Souvent critiqué, le principe de séparation entre ordonnateur et comptable doit-il être maintenu ? 
Inventer, cela ne signifie pas que tous les grands principes doivent être écartés : le principe de séparation ordonnateur-comptable, notamment, me paraît devoir être maintenu. Notamment parce qu’il préserve la séparation des tâches entre ceux qui engagent des dépenses et ceux qui les payent, ce qui est protecteur des deniers publics. Il faut repenser le dispositif de la responsabilité des gestionnaires tout en conservant cette séparation.

Concernant le calendrier, quand souhaitez-vous mettre en œuvre cette réforme de la responsabilité des gestionnaires publics ? 
C'est un sujet de long cours.
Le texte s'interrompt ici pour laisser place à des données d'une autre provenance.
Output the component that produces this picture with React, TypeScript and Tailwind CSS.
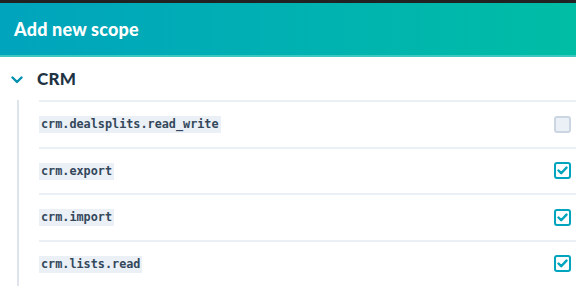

Je remettrai d'ici à la fin de l'année au Premier ministre mes propositions de réforme de la responsabilité des gestionnaires publics, l'idée étant d'aboutir à un consensus sur le sujet d'ici là. En tout état de cause, le nouveau régime de responsabilité des gestionnaires publics ne pourra être que le fruit d'un travail partagé entre l'administration, la Cour des comptes, le Conseil d'État et les représentants des collectivités territoriales. Reste à savoir les mesures retenues qui pourront être rapidement approuvées par la suite par le Parlement. Nous y travaillerons, mais le calendrier parlementaire ne nous laisse que peu d'opportunités.